If you wanted
AP to be more relevant to penetrating tank armor, you could always do something like S +
D6 -
AP, treating
AP- as '7'.
Obviously this would require shifting armor values downwards, and it would also exacerbate differences between weapons. An autocannon at 3+
D6 would be a lot less capable than a lascannon at 7+
D6. Whether that's a feature or a bug is up to you; personally I felt like the old
AV system did a perfectly fine job working off of S alone (with special rules for
AP- and AP1),
until the hull point system was introduced and glancing vehicles to death became a viable strategy.
Without hull points, the system works, it just feels unintuitive that the
AP stat is irrelevant, which creates bizarre edge cases where a Rupture Cannon eats Land Raiders for breakfast but sucks against anyone in power armor.

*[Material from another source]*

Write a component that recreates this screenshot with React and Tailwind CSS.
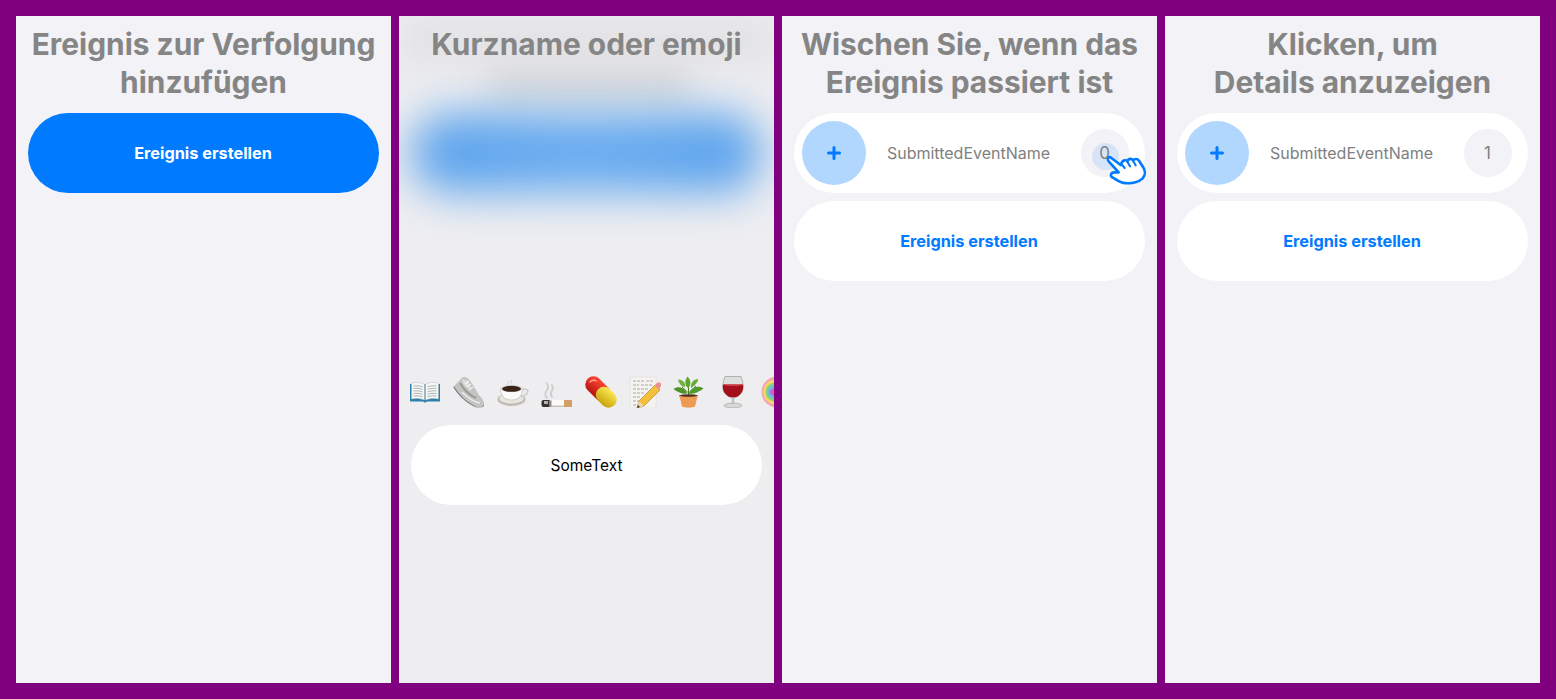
const FONT = "font-['Inter','Liberation_Sans',sans-serif]";

function Title({ children }) {
  return (
    <h1 className="h-[76px] px-[12px] text-center text-[29.9px] leading-[38px] font-bold text-[#858585]">
      {children}
    </h1>
  );
}

function Panel({ children, className = "bg-[#f2f2f7]" }) {
  return <section className={`relative w-[375px] h-[667px] shrink-0 overflow-hidden pt-[9px] ${className}`}>{children}</section>;
}

function CreateButton({ primary }) {
  return (
    <button
      className={`mx-[12px] flex h-[80px] w-[351px] items-center justify-center rounded-[40px] pr-[1px] text-[16.3px] font-bold ${
        primary ? "bg-[#007aff] text-white" : "bg-white text-[#007aff]"
      }`}
    >
      Ereignis erstellen
    </button>
  );
}

function Plus() {
  return (
    <svg width="14" height="14" viewBox="0 0 14 14">
      <path d="M7 1.5v11M1.5 7h11" stroke="#007aff" strokeWidth="3" strokeLinecap="round" />
    </svg>
  );
}

function Hand() {
  return (
    <svg className="absolute left-[19px] top-[6px]" width="50" height="55" viewBox="0 0 150 165">
      <path
        d="M30 66 C24 66 21 74 26 79 L56 112 L43 112 C34 112 30 120 35 126 C52 134 62 146 78 144 C96 147 118 140 128 130 C137 120 136 106 129 96 L117 77 C112 70 104 71 99 76 C94 69 86 71 82 78 C77 74 69 75 65 83 L62 90 Z"
        fill="#ffffff"
        stroke="#007aff"
        strokeWidth="8"
        strokeLinejoin="round"
        strokeLinecap="round"
      />
      <path d="M65 88 L74 99 M82 80 L90 94 M99 77 L107 91" fill="none" stroke="#007aff" strokeWidth="6.500" strokeLinecap="round" />
    </svg>
  );
}

function EventRow({ count, pointer }) {
  return (
    <div className="mx-[12px] mb-[8px] flex h-[80px] w-[351px] items-center rounded-[40px] bg-white pl-[8px] pr-[16px]">
      <div className="flex h-[64px] w-[64px] shrink-0 items-center justify-center rounded-full bg-[#b2d7ff]">
        <Plus />
      </div>
      <span className="mr-[10px] flex-1 text-center text-[16px] text-[#808080]">SubmittedEventName</span>
      <div className="relative flex h-[48px] w-[48px] shrink-0 items-center justify-center rounded-full bg-[#f2f2f7] pr-[1px] pt-[1px] text-[17px] text-[#808080]">
        {pointer && <span className="absolute left-[11px] top-[14px] h-[27px] w-[27px] rounded-full bg-[#d5e4f7]" />}
        <span className="relative">{count}</span>
        {pointer && <Hand />}
      </div>
    </div>
  );
}

const Book = () => (
  <svg width="32" height="32" viewBox="0 0 32 32">
    <path d="M1 8h30v17.500H18l-2 1.200-2-1.200H1z" fill="#2f7fae" />
    <path d="M2.500 7c4-1 9-1 13 1.200V24c-4-1.800-9-2-13-1z" fill="#f6f6f2" stroke="#9fb4c0" strokeWidth=".4" />
    <path d="M29.500 7c-4-1-9-1-13 1.200V24c4-1.800 9-2 13-1z" fill="#f6f6f2" stroke="#9fb4c0" strokeWidth=".4" />
    <path d="M4.500 10c3-.4 6-.2 9 .8M4.500 12.500c3-.4 6-.2 9 .8M4.500 15c3-.4 6-.2 9 .8M4.500 17.500c3-.4 6-.2 9 .8M4.500 20c3-.4 6-.2 9 .8M27.500 10c-3-.4-6-.2-9 .8M27.500 12.500c-3-.4-6-.2-9 .8M27.500 15c-3-.4-6-.2-9 .8M27.500 17.500c-3-.4-6-.2-9 .8M27.500 20c-3-.4-6-.2-9 .8" stroke="#8c99a3" strokeWidth=".7" fill="none" />
  </svg>
);

const Shoe = () => (
  <svg width="32" height="32" viewBox="0 0 32 32">
    <path d="M1 10 L6 5 C8 3 9 1 11 1 C14 1 16 3 18 6 C21 10 23 15 26 19 C29 22 31 25 31 28 C30 31 27 32 24 31 C15 27 6 19 1 10Z" fill="#c3c3c1" />
    <path d="M1 10 C6 19 15 27 24 31 C27 32 30 31 31 28 L31 30 C28 32.500 24 32 20 30 C12 26 5 19 0.500 11.500Z" fill="#77777a" />
    <path d="M9 3 C9 8 13 12 18 13 L15 5Z" fill="#dededc" />
    <path d="M7 7 C11 14 16 19 23 22" stroke="#9a9a98" strokeWidth="2" fill="none" />
    <path d="M16 5 L12 8 M18 8 L14 11 M20 11 L16 14" stroke="#f3f3f1" strokeWidth="1.300" />
    <path d="M9 16 C14 21 20 26 27 27" stroke="#ecece9" strokeWidth="1.600" fill="none" />
  </svg>
);

const Coffee = () => (
  <svg width="32" height="32" viewBox="0 0 32 32">
    <path d="M11 9c-1.500-1.500 1.500-2.500 0-4 M14 8c-1-1.500 1.500-2.500.5-4" stroke="#d6d6d6" strokeWidth="1.200" fill="none" />
    <ellipse cx="14.500" cy="23.500" rx="14" ry="6.500" fill="#bfbdb5" />
    <ellipse cx="14.500" cy="22.500" rx="12" ry="5" fill="#e7e6e0" />
    <path d="M3.500 12c0 7 3 12 11 12s11-5 11-12z" fill="#fbfbf9" stroke="#a9a9a5" strokeWidth=".5" />
    <ellipse cx="14.500" cy="12.500" rx="11" ry="3.800" fill="#e0e0de" />
    <ellipse cx="14.500" cy="12.800" rx="9.500" ry="3" fill="#3a2418" />
    <path d="M25 14c4-2 6.500 0 5.500 2.500-1 2.500-4 3.500-7 4" stroke="#cfcfcb" strokeWidth="1.800" fill="none" />
  </svg>
);

const Cigarette = () => (
  <svg width="32" height="32" viewBox="0 0 32 32">
    <path d="M6 22c-3-3.500-2-5.500 0-8s1-5-.5-7M11 21c-2-3-1.500-4.500 0-6.500s.8-4-.2-5.500" stroke="#cfcfcf" strokeWidth="2" fill="none" strokeLinecap="round" />
    <rect x="8" y="24" width="16" height="7" fill="#fbfaf7" />
    <rect x="8" y="29.500" width="16" height="1.500" fill="#c6c4be" />
    <rect x="23" y="24" width="8" height="7" fill="#d39f68" />
    <rect x="0.500" y="24" width="9" height="7" rx="2" fill="#33302d" />
    <rect x="3" y="25" width="4" height="3" fill="#b5b1ac" />
    <rect x="8" y="24.500" width="2.500" height="6" fill="#8d8a85" />
  </svg>
);

const Pill = () => (
  <svg width="32" height="32" viewBox="0 0 32 32">
    <defs>
      <linearGradient id="pr" gradientUnits="userSpaceOnUse" x1="12" y1="4" x2="4" y2="16"><stop offset="0" stopColor="#f5402f" /><stop offset="1" stopColor="#b8160f" /></linearGradient>
      <linearGradient id="py" gradientUnits="userSpaceOnUse" x1="26" y1="12" x2="14" y2="28"><stop offset="0" stopColor="#fff05a" /><stop offset="1" stopColor="#c79c05" /></linearGradient>
    </defs>
    <line x1="8.500" y1="8.500" x2="18" y2="18" stroke="url(#pr)" strokeWidth="16.500" strokeLinecap="round" />
    <line x1="19" y1="19" x2="23.500" y2="23.500" stroke="url(#py)" strokeWidth="16.500" strokeLinecap="round" />
    <path d="M5 6c2-2 4-2.500 6-1" stroke="#ff9a8c" strokeWidth="1.500" fill="none" strokeLinecap="round" />
  </svg>
);

const Memo = () => (
  <svg width="32" height="32" viewBox="0 0 32 32">
    <rect x="1" y="1" width="26" height="31" fill="#f4f3ef" stroke="#d9d8d4" strokeWidth=".5" />
    <path d="M4 5h11M17 5h7M4 9h6M12 9h12M4 13h15M4 17h11M4 21h7M4 25h6M4 29h8" stroke="#8a8a8a" strokeWidth=".7" strokeDasharray="3 1" />
    <path d="M10 25 26 9l5 5-16 16-7 2z" fill="#f4bf3a" stroke="#a87a1c" strokeWidth=".6" />
    <path d="M26 9 28 7c1-1 2.500-1 3.500 0s1 2.500 0 3.500L30 14z" fill="#ec8e93" />
    <path d="M10 25l5 5-7 2z" fill="#edd6ae" />
    <path d="M8 32l1-3 2 2z" fill="#333" />
  </svg>
);

const Plant = () => (
  <svg width="32" height="32" viewBox="0 0 32 32">
    <path d="M15.500 19V9M15.500 17 9 11M15.500 17 23 10" stroke="#4d7c22" strokeWidth="1" fill="none" />
    <path d="M15 12C11 9 12 4 14.500 0.500 18 4 18.500 9 15 12z" fill="#5da52f" />
    <path d="M14 18C8 18 3 15 0.500 13 4.500 9.500 12 11 14 18z" fill="#4b9526" />
    <path d="M16 18c6 0 11-3 14.500-5.500C26 9 18 11 16 18z" fill="#4f9a2a" />
    <path d="M12 11C9 11 6 8 5 3.500 9.500 3.500 13 6.500 12 11z" fill="#6fb23b" />
    <path d="M18 12C21 10 25 7 25 3 21 3 17 7 18 12z" fill="#67ad35" />
    <path d="M6 19h19l-.8 2h-17.400z" fill="#c76a2c" />
    <path d="M6.500 20h18l-2.500 10.500c-3 1.500-10 1.500-13 0z" fill="#ef9a54" />
    <ellipse cx="15.500" cy="19.500" rx="8.500" ry="1.300" fill="#4c3324" />
  </svg>
);

const Wine = () => (
  <svg width="32" height="32" viewBox="0 0 32 32">
    <path d="M8 0.500h16c2.500 6 3.500 13-.5 17.500-2 2.500-4.500 3.500-7.500 3.500s-5.500-1-7.500-3.500C4.500 13.500 5.500 6.500 8 0.500z" fill="#dcdfde" stroke="#8e908f" strokeWidth=".6" />
    <path d="M6 8.500h20c.6 3.700 0 7-2.500 9.500-2 2.500-4.500 3.500-7.500 3.500s-5.500-1-7.500-3.500C6 15.500 5.400 12.200 6 8.500z" fill="#a3101c" />
    <path d="M6.300 8.500h19.400c-3 2-16.400 2-19.400 0z" fill="#d63a40" />
    <path d="M14.600 21.500h2.800v6.500h-2.800z" fill="#c3c5c3" />
    <ellipse cx="16" cy="29.500" rx="9" ry="2.300" fill="#d7d9d7" stroke="#9c9e9d" strokeWidth=".6" />
  </svg>
);

const Lollipop = () => (
  <svg width="32" height="32" viewBox="0 0 32 32">
    <circle cx="16" cy="16" r="15.500" fill="#f3a9b4" />
    <circle cx="15" cy="16" r="12.500" fill="#f7d768" />
    <circle cx="14" cy="16" r="9.500" fill="#8ed07c" />
    <circle cx="13" cy="16" r="6.500" fill="#63bce8" />
    <circle cx="12.500" cy="16" r="3.500" fill="#d35fc4" />
  </svg>
);

export default function App() {
  return (
    <main className={`flex h-[699px] w-[1556px] gap-[8px] overflow-hidden bg-[#800080] p-[16px] ${FONT}`}>
      <Panel>
        <Title>Ereignis zur Verfolgung hinzufügen</Title>
        <div className="mt-[12px]">
          <CreateButton primary />
        </div>
      </Panel>

      <Panel className="bg-[#eeeef1]">
        <div className="absolute left-0 top-0 h-[50px] w-full bg-[#e3e3e6] blur-[16px]" />
        <div className="absolute left-[90px] top-[52px] h-[36px] w-[200px] bg-[#d6d7da] blur-[16px]" />
        <div className="relative">
          <Title>Kurzname oder emoji</Title>
        </div>
        <div className="relative mx-[12px] mt-[12px] h-[80px] w-[351px] rounded-[40px] bg-linear-to-r from-[#5aa2ec] via-[#6aacf0] to-[#5aa2ec] blur-[22px]" />
        <div className="relative mt-[183px] flex h-[32px] gap-[12px] pl-[10px]">
          <span className="shrink-0 blur-[0.4px]"><Book /></span>
          <span className="shrink-0 blur-[0.4px]"><Shoe /></span>
          <span className="shrink-0 blur-[0.4px]"><Coffee /></span>
          <span className="shrink-0 blur-[0.4px]"><Cigarette /></span>
          <span className="shrink-0 blur-[0.4px]"><Pill /></span>
          <span className="shrink-0 blur-[0.4px]"><Memo /></span>
          <span className="shrink-0 blur-[0.4px]"><Plant /></span>
          <span className="shrink-0 blur-[0.4px]"><Wine /></span>
          <span className="shrink-0 blur-[0.4px]"><Lollipop /></span>
        </div>
        <div className="relative mx-[12px] mt-[17px] flex h-[80px] w-[351px] items-center justify-center rounded-[40px] bg-white pt-[1px] text-[15.5px] text-black">
          SomeText
        </div>
      </Panel>

      <Panel>
        <Title>Wischen Sie, wenn das Ereignis passiert ist</Title>
        <div className="mt-[12px]">
          <EventRow count="0" pointer />
          <CreateButton />
        </div>
      </Panel>

      <Panel>
        <Title>Klicken, um<br />Details anzuzeigen</Title>
        <div className="mt-[12px]">
          <EventRow count="1" />
          <CreateButton />
        </div>
      </Panel>
    </main>
  );
}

Hellebore wrote:For the current rules T and
Sv for vehicles and monsters, you can apply old damage tables like so:
For each point on the die you roll over the needed value to wound, add 1 to the table (ie you need 4+ to wound and roll 6, add +2 to the table)
1 - glance
2 - shake
3 - weapon damage (-1
BS/
WS to weapons)
4 - locomotion damaged (halve M)
5 - penetrating hit (+1d3 damage)
6+ - massive hit (+1D6 damage)
Roll to wound, roll to save, roll on damage table
I must point out that this sort of contingent roll is pretty alien to
40K. Normally your wound roll is wholly separate from the save roll is wholly separate from the damage result. It's a non-negligible paradigm shift to not only adopt contingent rolls, but also have a contingent sequence interrupted by the opponent taking a save in the middle. At bare minimum, it's a system you can't fast roll.